Salesforce customers who manage large data volume in their orgs must architect record ownership carefully to ensure peak performance.  When you have a large number of records owned by a single user in Salesforce, we call that an “ownership skew”.  There are many cases which lend themselves well to this type of architecture.  While any object can have an “ownership skew”, the most common cases involve Contacts without the concept of an owner, Accounts that are worked by a team without the concept of an owner, and unassigned Cases or Leads.  Since every record is required to have an owner, it seems like the natural solution is to skew those records onto a “generic” owner.  Unfortunately, this can cause performance issues due to sharing calculations required to manage visibility of those records.  When the skewed owner exists in the role hierarchy, operations such as deletes or owner updates must remove sharing from the old owner and all parent users within the role hierarchy, and also from all users given access by sharing rules.  For this reason, ownership changes tend to be one of the most costly transactional changes in the system.  In many cases these actions are automated, which can cause heavy sharing calculations resulting in performance related issues.  Furthermore, this type of architecture can make administrative configuration extremely difficult when the skewed user or the user’s role needs to move within the role hierarchy.  If the skew is severe enough, an administrator may need to unload the records to successfully move the user or role.

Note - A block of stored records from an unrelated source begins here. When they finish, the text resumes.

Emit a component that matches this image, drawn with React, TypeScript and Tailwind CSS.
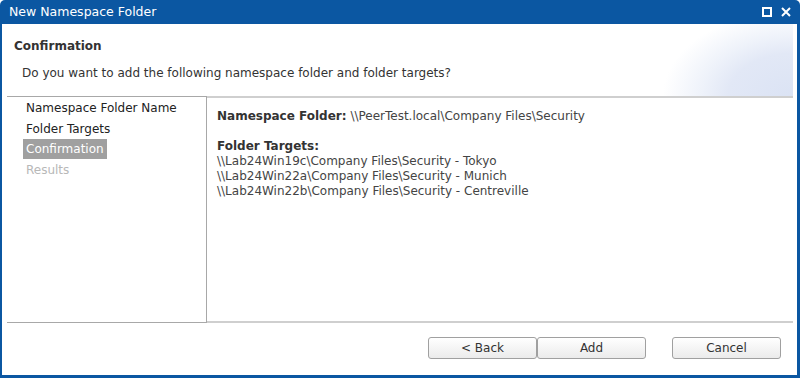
import React from "react";

export default function App() {
  const font = { fontFamily: '"DejaVu Sans", Verdana, sans-serif' };
  return (
    <div
      className="w-[800px] h-[378px] bg-[#0b57a2] rounded-t-[5px] flex flex-col overflow-hidden"
      style={font}
    >
      <div className="h-[24px] flex items-center justify-between pl-[9px] pr-[9px] text-white text-[12.5px]">
        <span>New Namespace Folder</span>
        <div className="flex items-center gap-[9px]">
          <svg width="10" height="10" viewBox="0 0 10 10">
            <rect x="1" y="1" width="8" height="8" fill="none" stroke="white" strokeWidth="2" />
          </svg>
          <svg width="10" height="10" viewBox="0 0 10 10">
            <path d="M1 1 L9 9 M9 1 L1 9" stroke="white" strokeWidth="2" />
          </svg>
        </div>
      </div>
      <div className="flex-1 ml-[2px] mr-[3px] mb-[3px] bg-white flex flex-col">
        <div className="h-[72px] relative flex flex-col mr-[4px] bg-[radial-gradient(ellipse_130px_85px_at_100%_100%,#dbe3f4_0%,#e2e8f6_50%,#eef2fa_70%,rgba(255,255,255,0)_100%)]">
          <div className="pl-[12px] pt-[13px] text-[12px] font-bold text-[#333]">Confirmation</div>
          <div className="pl-[20px] pt-[9px] text-[12px] text-[#333]">
            Do you want to add the following namespace folder and folder targets?
          </div>
        </div>
        <div className="flex ml-[5px] mr-[4px] h-[227px]">
          <div className="w-[200px] border-t border-b border-r border-[#a8a8a8] flex flex-col pl-[16px] text-[12px]">
            <div className="h-[21px] flex items-center pl-[3px] text-[#222]">Namespace Folder Name</div>
            <div className="h-[21px] flex items-center pl-[3px] text-[#222]">Folder Targets</div>
            <div className="h-[20px] flex items-center px-[3px] bg-[#a0a0a0] text-white self-start">Confirmation</div>
            <div className="h-[21px] flex items-center pl-[3px] text-[#b8b8b8]">Results</div>
          </div>
          <div className="flex-1 border-t-2 border-b-2 border-[#cfcfcf] pl-[10px] pt-[11px] text-[12px] text-[#444] leading-[15px]">
            <div>
              <span className="font-bold text-[#333]">Namespace Folder:</span> \\PeerTest.local\Company Files\Security
            </div>
            <div className="mt-[15px] font-bold text-[#333]">Folder Targets:</div>
            <div>\\Lab24Win19c\Company Files\Security - Tokyo</div>
            <div>\\Lab24Win22a\Company Files\Security - Munich</div>
            <div>\\Lab24Win22b\Company Files\Security - Centreville</div>
          </div>
        </div>
        <div className="flex justify-end pt-[14px] pr-[16px] text-[12px] text-[#333]">
          <button className="w-[109px] h-[22px] border border-[#a0a0a0] rounded-[3px] bg-[linear-gradient(#ffffff,#ebebeb)]">
            &lt; Back
          </button>
          <button className="w-[109px] h-[22px] border border-[#a0a0a0] rounded-[3px] bg-[linear-gradient(#ffffff,#ebebeb)]">
            Add
          </button>
          <button className="ml-[26px] w-[109px] h-[22px] border border-[#a0a0a0] rounded-[3px] bg-[linear-gradient(#ffffff,#ebebeb)]">
            Cancel
          </button>
        </div>
      </div>
    </div>
  );
}
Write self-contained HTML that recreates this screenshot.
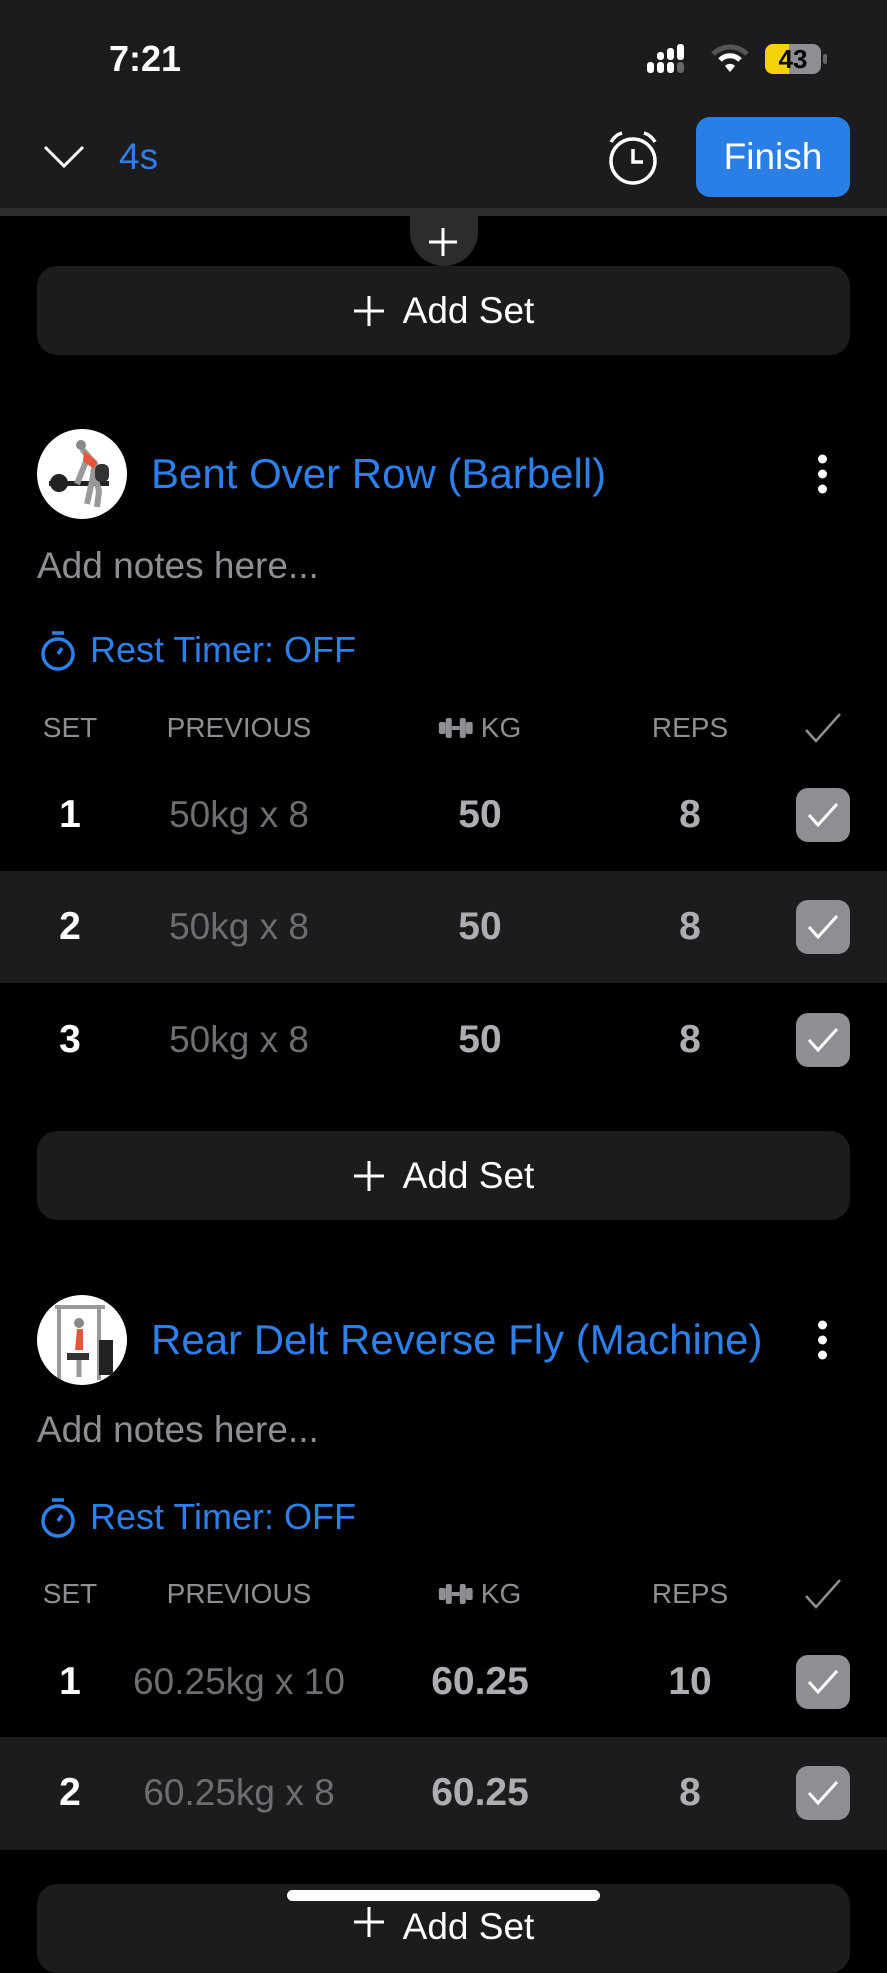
<!DOCTYPE html>
<html><head><meta charset="utf-8"><style>
*{margin:0;padding:0;box-sizing:border-box}
body{width:887px;height:1920px;background:#000;overflow:hidden;position:relative;font-family:"Liberation Sans",sans-serif;color:#fff}
.a{position:absolute}
.hdr{left:0;top:0;width:887px;height:208px;background:#1c1c1e}
.line{left:0;top:208px;width:887px;height:8px;background:#2c2c2e}
.btn{left:37px;width:813px;height:89px;background:#1c1c1e;border-radius:20px;display:flex;align-items:center;justify-content:center;font-size:37px;gap:18px}
.title{left:151px;font-size:42px;color:#2d80ea;transform:translateY(-50%);white-space:nowrap}
.notes{left:37px;font-size:37px;color:#8e8e93;transform:translateY(-50%)}
.rest{left:40px;font-size:36px;color:#2d80ea;transform:translateY(-50%);display:flex;align-items:center;gap:14px}
.th{font-size:28px;color:#8e8e93;transform:translate(-50%,-50%);white-space:nowrap}
.td{font-size:37px;transform:translate(-50%,-50%);white-space:nowrap}
.b{font-size:39px;font-weight:bold}
.rowbg{left:0;width:887px;height:112px;background:#1c1c1e}
.cb{width:54px;height:54px;border-radius:12px;background:#8e8e93;transform:translate(-50%,-50%);display:flex;align-items:center;justify-content:center}
.av{width:90px;height:90px;border-radius:50%;background:#fff;transform:translateY(-50%);left:37px;overflow:hidden}
.dots{left:818px;width:10px;transform:translateY(-50%)}
.dots i{display:block;width:9px;height:9px;border-radius:50%;background:#fff;margin:6px 0}
</style></head><body>
<div class="a hdr"></div>
<div class="a" style="left:109px;top:38px;font-size:36px;font-weight:bold">7:21</div>
<svg class="a" style="left:647px;top:44px" width="48" height="30"><rect x="0" y="18" width="7" height="11" rx="3" fill="#fff"/><rect x="10" y="18" width="7" height="11" rx="3" fill="#fff"/><rect x="20" y="18" width="7" height="11" rx="3" fill="#fff"/><rect x="30" y="18" width="7" height="11" rx="3" fill="#666"/><rect x="10" y="8" width="7" height="8" rx="3" fill="#fff"/><rect x="20" y="4" width="7" height="12" rx="3" fill="#fff"/><rect x="30" y="0" width="7" height="16" rx="3" fill="#fff"/></svg>
<svg class="a" style="left:710px;top:44px" width="40" height="30" viewBox="0 0 40 30"><path d="M3 10 A24 24 0 0 1 37 10" stroke="#555" stroke-width="5" fill="none"/><path d="M10 16 A14 14 0 0 1 30 16" stroke="#fff" stroke-width="5" fill="none"/><path d="M15 22 L20 28 L25 22 A7 7 0 0 0 15 22Z" fill="#fff"/></svg>
<div class="a" style="left:765px;top:44px;width:56px;height:30px;border-radius:8px;background:linear-gradient(90deg,#f5d10a 0 43%,#8e8e93 43%);color:#000;font-weight:bold;font-size:26px;text-align:center;line-height:30px">43</div>
<div class="a" style="left:823px;top:54px;width:4px;height:10px;border-radius:2px;background:#666"></div>
<svg class="a" style="left:42px;top:143px" width="44" height="28"><path d="M3 4 L22 23 L41 4" stroke="#fff" stroke-width="3" fill="none"/></svg>
<div class="a" style="left:119px;top:136px;font-size:37px;color:#2d80ea">4s</div>
<svg class="a" style="left:605px;top:130px" width="56" height="56" viewBox="0 0 56 56"><circle cx="28" cy="31" r="22" stroke="#fff" stroke-width="3.5" fill="none"/><path d="M28 19 V32 H38" stroke="#fff" stroke-width="3.5" fill="none"/><path d="M6 12 Q10 5 17 3 M50 12 Q46 5 39 3" stroke="#fff" stroke-width="3.5" fill="none"/></svg>
<div class="a" style="left:696px;top:117px;width:154px;height:80px;background:#2a7fe6;border-radius:14px;font-size:37px;display:flex;align-items:center;justify-content:center">Finish</div>
<div class="a line"></div>
<div class="a" style="left:410px;top:214px;width:68px;height:52px;background:#2c2c2e;border-radius:0 0 34px 34px"></div>
<svg class="a" style="left:428px;top:227px" width="30" height="30"><path d="M15 1V29M1 15H29" stroke="#fff" stroke-width="3"/></svg>
<div class="a btn" style="top:266px"><svg width="32" height="32"><path d="M16 1V31M1 16H31" stroke="#fff" stroke-width="3"/></svg>Add Set</div>

<div class="a av" style="top:474px"><svg width="90" height="90"><rect x="12" y="52" width="60" height="5" fill="#222"/><circle cx="22" cy="54" r="9" fill="#222"/><path d="M45 20 L58 35 L55 52 L50 75 M50 30 L40 55 M56 40 L62 62 L60 78" stroke="#999" stroke-width="6" fill="none"/><path d="M47 22 L60 32 L57 40 L46 32Z" fill="#e8553a"/><circle cx="44" cy="16" r="5" fill="#888"/><rect x="58" y="35" width="14" height="18" rx="6" fill="#333"/></svg></div>
<div class="a title" style="top:474px">Bent Over Row (Barbell)</div>
<div class="a dots" style="top:474px"><i></i><i></i><i></i></div>
<div class="a notes" style="top:566px">Add notes here...</div>
<div class="a rest" style="top:650px"><svg width="36" height="42" viewBox="0 0 36 42"><circle cx="18" cy="25" r="15" stroke="#2d80ea" stroke-width="3.5" fill="none"/><path d="M12 4H24M18 25L22 19" stroke="#2d80ea" stroke-width="3.5"/></svg>Rest Timer: OFF</div>

<div class="a th" style="left:70px;top:728px">SET</div>
<div class="a th" style="left:239px;top:728px">PREVIOUS</div>
<div class="a th" style="left:480px;top:728px;display:flex;align-items:center;gap:8px"><svg width="34" height="20"><rect x="0" y="4" width="7" height="12" rx="2" fill="#8e8e93"/><rect x="27" y="4" width="7" height="12" rx="2" fill="#8e8e93"/><rect x="7" y="0" width="6" height="20" rx="2" fill="#8e8e93"/><rect x="21" y="0" width="6" height="20" rx="2" fill="#8e8e93"/><rect x="13" y="8" width="8" height="4" fill="#8e8e93"/></svg>KG</div>
<div class="a th" style="left:690px;top:728px">REPS</div>
<svg class="a" style="left:804px;top:712px" width="38" height="32"><path d="M2 18 L12 29 L36 2" stroke="#8e8e93" stroke-width="2.5" fill="none"/></svg>

<div class="a rowbg" style="top:871px"></div>

<div class="a td b" style="left:70px;top:815px">1</div>
<div class="a td" style="left:239px;top:815px;color:#6d6d72">50kg x 8</div>
<div class="a td b" style="left:480px;top:815px;color:#aeaeb2">50</div>
<div class="a td b" style="left:690px;top:815px;color:#aeaeb2">8</div>
<div class="a cb" style="left:823px;top:815px"><svg width="32" height="26"><path d="M2 13 L11 23 L30 2" stroke="#fff" stroke-width="3" fill="none"/></svg></div>

<div class="a td b" style="left:70px;top:927px">2</div>
<div class="a td" style="left:239px;top:927px;color:#6d6d72">50kg x 8</div>
<div class="a td b" style="left:480px;top:927px;color:#aeaeb2">50</div>
<div class="a td b" style="left:690px;top:927px;color:#aeaeb2">8</div>
<div class="a cb" style="left:823px;top:927px"><svg width="32" height="26"><path d="M2 13 L11 23 L30 2" stroke="#fff" stroke-width="3" fill="none"/></svg></div>

<div class="a td b" style="left:70px;top:1040px">3</div>
<div class="a td" style="left:239px;top:1040px;color:#6d6d72">50kg x 8</div>
<div class="a td b" style="left:480px;top:1040px;color:#aeaeb2">50</div>
<div class="a td b" style="left:690px;top:1040px;color:#aeaeb2">8</div>
<div class="a cb" style="left:823px;top:1040px"><svg width="32" height="26"><path d="M2 13 L11 23 L30 2" stroke="#fff" stroke-width="3" fill="none"/></svg></div>

<div class="a btn" style="top:1131px"><svg width="32" height="32"><path d="M16 1V31M1 16H31" stroke="#fff" stroke-width="3"/></svg>Add Set</div>

<div class="a av" style="top:1340px"><svg width="90" height="90"><rect x="20" y="10" width="4" height="75" fill="#999"/><rect x="60" y="10" width="4" height="75" fill="#999"/><rect x="18" y="10" width="50" height="4" fill="#999"/><rect x="62" y="45" width="14" height="35" fill="#222"/><circle cx="42" cy="28" r="5" fill="#888"/><path d="M40 34 L46 34 L46 55 L38 55Z" fill="#e8553a"/><rect x="30" y="58" width="22" height="7" fill="#333"/><path d="M42 65 L42 82" stroke="#999" stroke-width="5"/></svg></div>
<div class="a title" style="top:1340px">Rear Delt Reverse Fly (Machine)</div>
<div class="a dots" style="top:1340px"><i></i><i></i><i></i></div>
<div class="a notes" style="top:1430px">Add notes here...</div>
<div class="a rest" style="top:1517px"><svg width="36" height="42" viewBox="0 0 36 42"><circle cx="18" cy="25" r="15" stroke="#2d80ea" stroke-width="3.5" fill="none"/><path d="M12 4H24M18 25L22 19" stroke="#2d80ea" stroke-width="3.5"/></svg>Rest Timer: OFF</div>

<div class="a th" style="left:70px;top:1594px">SET</div>
<div class="a th" style="left:239px;top:1594px">PREVIOUS</div>
<div class="a th" style="left:480px;top:1594px;display:flex;align-items:center;gap:8px"><svg width="34" height="20"><rect x="0" y="4" width="7" height="12" rx="2" fill="#8e8e93"/><rect x="27" y="4" width="7" height="12" rx="2" fill="#8e8e93"/><rect x="7" y="0" width="6" height="20" rx="2" fill="#8e8e93"/><rect x="21" y="0" width="6" height="20" rx="2" fill="#8e8e93"/><rect x="13" y="8" width="8" height="4" fill="#8e8e93"/></svg>KG</div>
<div class="a th" style="left:690px;top:1594px">REPS</div>
<svg class="a" style="left:804px;top:1578px" width="38" height="32"><path d="M2 18 L12 29 L36 2" stroke="#8e8e93" stroke-width="2.5" fill="none"/></svg>

<div class="a rowbg" style="top:1737px;height:113px"></div>

<div class="a td b" style="left:70px;top:1682px">1</div>
<div class="a td" style="left:239px;top:1682px;color:#6d6d72">60.25kg x 10</div>
<div class="a td b" style="left:480px;top:1682px;color:#aeaeb2">60.25</div>
<div class="a td b" style="left:690px;top:1682px;color:#aeaeb2">10</div>
<div class="a cb" style="left:823px;top:1682px"><svg width="32" height="26"><path d="M2 13 L11 23 L30 2" stroke="#fff" stroke-width="3" fill="none"/></svg></div>

<div class="a td b" style="left:70px;top:1793px">2</div>
<div class="a td" style="left:239px;top:1793px;color:#6d6d72">60.25kg x 8</div>
<div class="a td b" style="left:480px;top:1793px;color:#aeaeb2">60.25</div>
<div class="a td b" style="left:690px;top:1793px;color:#aeaeb2">8</div>
<div class="a cb" style="left:823px;top:1793px"><svg width="32" height="26"><path d="M2 13 L11 23 L30 2" stroke="#fff" stroke-width="3" fill="none"/></svg></div>

<div class="a btn" style="top:1884px;align-items:flex-start;padding-top:22px"><svg width="32" height="32"><path d="M16 1V31M1 16H31" stroke="#fff" stroke-width="3"/></svg>Add Set</div>
<div class="a" style="left:287px;top:1890px;width:313px;height:11px;border-radius:6px;background:#fff"></div>
</body></html>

When architecting for a situation which requires a skew in ownership the best solution is to avoid the skew in the first place.  For assignments, make sure the rules and data quality are sufficient to ensure all records get assigned to the correct rep.  Ensure contact data is clean enough to associate with the correct account and assign account ownership to the user who creates the account.  Many customers spend countless hours and funds manually assigning unassigned or incorrectly assigned records resulting from dirty data or a flawed rule structure.  Investing in data quality and assignment tools can save companies significant time and money and ensure solutions properly scale to meet business needs.  In some cases an “ownership skew” simply cannot be avoided.  In these instances, it is best to ensure the skewed owner does not have a role.  By configuring the skewed owner this way, you take that user and their records away from the role hierarchy and its associated sharing rules.  If visibility to these records must be granted in a private sharing model, then it is best to grant access to a subset of users at the profile level.  If profile level access grants too much visibility then the skewed owner must have a role, group or a Criteria Based Sharing Rule may be used.  When architected carefully, each of the three solutions will provide similar performance.  If the role hierarchy is used, the skewed owner must be placed in their own role at the top of the hierarchy without child nodes.  Make sure any sharing rules used to grant visibility to skewed records are as restrictive as possible by granting access specifically to users who need it.  Heavy sharing rules that grant access to the majority of an organization should not be used.  Once the skewed owner is placed into their own role, the user and their role should never be moved since the skew would make such a move a long and difficult operation.  If Criteria Based Sharing Rules are used to grant the necessary access, build the rules on fields which will not change frequently such as the owner.  Doing so will prevent excessive rule calculation upon record updates.